> TASK TO CARRY OUT:
Lift every line from the entries that includes the word "page".

> PROVIDED INFORMATION:

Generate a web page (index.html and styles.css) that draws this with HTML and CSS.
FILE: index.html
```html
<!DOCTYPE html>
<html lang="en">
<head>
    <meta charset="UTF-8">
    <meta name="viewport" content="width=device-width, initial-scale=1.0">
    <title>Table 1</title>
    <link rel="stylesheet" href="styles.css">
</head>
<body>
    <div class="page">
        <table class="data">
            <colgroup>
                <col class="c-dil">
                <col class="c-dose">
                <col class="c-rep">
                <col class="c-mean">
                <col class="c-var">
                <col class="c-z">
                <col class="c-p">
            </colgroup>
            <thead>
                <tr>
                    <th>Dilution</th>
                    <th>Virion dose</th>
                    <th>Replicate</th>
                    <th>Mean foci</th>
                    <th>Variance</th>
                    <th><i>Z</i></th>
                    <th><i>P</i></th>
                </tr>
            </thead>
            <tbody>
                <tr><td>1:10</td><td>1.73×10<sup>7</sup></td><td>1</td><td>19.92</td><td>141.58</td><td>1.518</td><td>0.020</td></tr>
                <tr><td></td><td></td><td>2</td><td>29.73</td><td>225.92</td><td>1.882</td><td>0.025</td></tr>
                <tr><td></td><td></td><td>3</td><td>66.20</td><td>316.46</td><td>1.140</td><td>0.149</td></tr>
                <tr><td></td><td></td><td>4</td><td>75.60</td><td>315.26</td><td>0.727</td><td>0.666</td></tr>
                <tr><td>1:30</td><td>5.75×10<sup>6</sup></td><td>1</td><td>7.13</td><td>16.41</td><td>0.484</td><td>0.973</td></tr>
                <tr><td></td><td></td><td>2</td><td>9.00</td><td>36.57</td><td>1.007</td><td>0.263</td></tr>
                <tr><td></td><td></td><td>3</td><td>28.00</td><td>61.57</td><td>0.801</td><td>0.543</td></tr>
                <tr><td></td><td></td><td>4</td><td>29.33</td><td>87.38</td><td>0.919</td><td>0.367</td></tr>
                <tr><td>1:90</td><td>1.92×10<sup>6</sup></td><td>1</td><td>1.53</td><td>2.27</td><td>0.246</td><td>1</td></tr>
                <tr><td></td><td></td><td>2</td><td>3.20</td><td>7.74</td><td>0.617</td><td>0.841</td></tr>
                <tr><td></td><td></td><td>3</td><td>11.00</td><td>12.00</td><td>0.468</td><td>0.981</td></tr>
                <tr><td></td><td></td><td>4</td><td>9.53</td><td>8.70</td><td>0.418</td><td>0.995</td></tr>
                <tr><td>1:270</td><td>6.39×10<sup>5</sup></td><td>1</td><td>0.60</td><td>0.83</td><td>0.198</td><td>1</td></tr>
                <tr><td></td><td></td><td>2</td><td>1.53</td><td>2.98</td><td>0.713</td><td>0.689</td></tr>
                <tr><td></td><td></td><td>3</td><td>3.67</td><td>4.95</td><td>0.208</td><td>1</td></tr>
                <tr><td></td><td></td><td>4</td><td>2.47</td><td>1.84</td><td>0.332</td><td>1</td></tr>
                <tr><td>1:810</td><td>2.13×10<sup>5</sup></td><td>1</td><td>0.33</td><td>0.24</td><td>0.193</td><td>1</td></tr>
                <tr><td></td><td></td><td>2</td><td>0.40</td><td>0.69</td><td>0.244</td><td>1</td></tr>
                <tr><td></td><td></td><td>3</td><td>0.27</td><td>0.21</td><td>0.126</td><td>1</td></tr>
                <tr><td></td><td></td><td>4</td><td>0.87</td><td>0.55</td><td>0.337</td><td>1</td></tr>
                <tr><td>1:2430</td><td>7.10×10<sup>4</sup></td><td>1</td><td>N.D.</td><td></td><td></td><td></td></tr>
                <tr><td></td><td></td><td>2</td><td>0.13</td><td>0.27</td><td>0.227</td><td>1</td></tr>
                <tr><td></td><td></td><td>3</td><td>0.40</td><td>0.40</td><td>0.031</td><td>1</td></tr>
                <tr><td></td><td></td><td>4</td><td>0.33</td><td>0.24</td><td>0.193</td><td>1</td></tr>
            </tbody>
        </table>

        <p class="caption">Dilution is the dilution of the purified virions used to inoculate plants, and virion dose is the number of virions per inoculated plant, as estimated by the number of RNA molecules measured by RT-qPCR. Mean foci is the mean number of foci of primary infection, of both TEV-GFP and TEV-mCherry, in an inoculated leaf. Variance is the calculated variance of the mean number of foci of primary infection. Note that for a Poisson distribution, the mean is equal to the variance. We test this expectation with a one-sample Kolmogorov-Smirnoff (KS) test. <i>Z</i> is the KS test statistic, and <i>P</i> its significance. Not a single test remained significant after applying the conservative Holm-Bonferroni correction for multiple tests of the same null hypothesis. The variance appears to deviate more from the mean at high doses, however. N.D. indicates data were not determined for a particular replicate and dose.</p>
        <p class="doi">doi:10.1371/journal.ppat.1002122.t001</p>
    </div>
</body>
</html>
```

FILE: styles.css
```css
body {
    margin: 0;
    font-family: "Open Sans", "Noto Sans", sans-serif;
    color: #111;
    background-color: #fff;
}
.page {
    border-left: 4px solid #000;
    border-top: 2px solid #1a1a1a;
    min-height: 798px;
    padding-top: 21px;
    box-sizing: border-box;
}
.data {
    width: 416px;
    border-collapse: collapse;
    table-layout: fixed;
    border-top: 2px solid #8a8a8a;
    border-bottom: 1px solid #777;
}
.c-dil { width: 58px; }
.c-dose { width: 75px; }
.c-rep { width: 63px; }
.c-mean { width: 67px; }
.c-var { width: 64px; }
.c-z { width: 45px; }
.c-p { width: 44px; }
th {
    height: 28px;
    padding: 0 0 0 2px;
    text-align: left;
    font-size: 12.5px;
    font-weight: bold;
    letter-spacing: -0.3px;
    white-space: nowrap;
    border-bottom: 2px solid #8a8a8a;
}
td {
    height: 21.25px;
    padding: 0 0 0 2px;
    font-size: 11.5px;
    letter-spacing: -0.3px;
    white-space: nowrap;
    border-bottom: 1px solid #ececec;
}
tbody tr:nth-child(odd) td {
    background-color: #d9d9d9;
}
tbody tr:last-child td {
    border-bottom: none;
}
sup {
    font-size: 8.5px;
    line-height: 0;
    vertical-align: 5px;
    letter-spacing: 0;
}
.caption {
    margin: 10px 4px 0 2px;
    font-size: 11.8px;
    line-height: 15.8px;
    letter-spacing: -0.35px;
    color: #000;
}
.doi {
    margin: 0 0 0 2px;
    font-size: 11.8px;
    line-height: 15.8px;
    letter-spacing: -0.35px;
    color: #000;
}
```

--

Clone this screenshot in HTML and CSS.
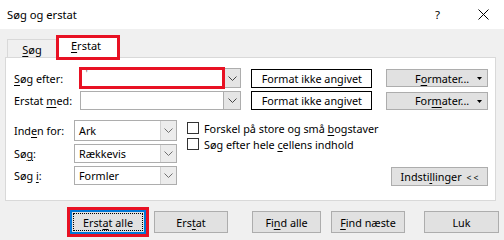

---

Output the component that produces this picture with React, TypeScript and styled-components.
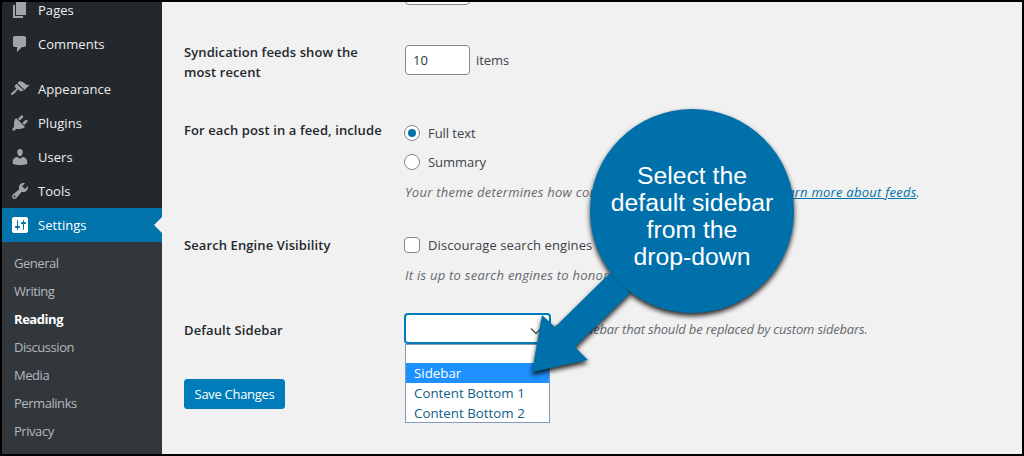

> SOLVED EXERCISE:
Generate a web page (index.html and styles.css) that draws this with HTML and CSS.
    <div class="page">
.page {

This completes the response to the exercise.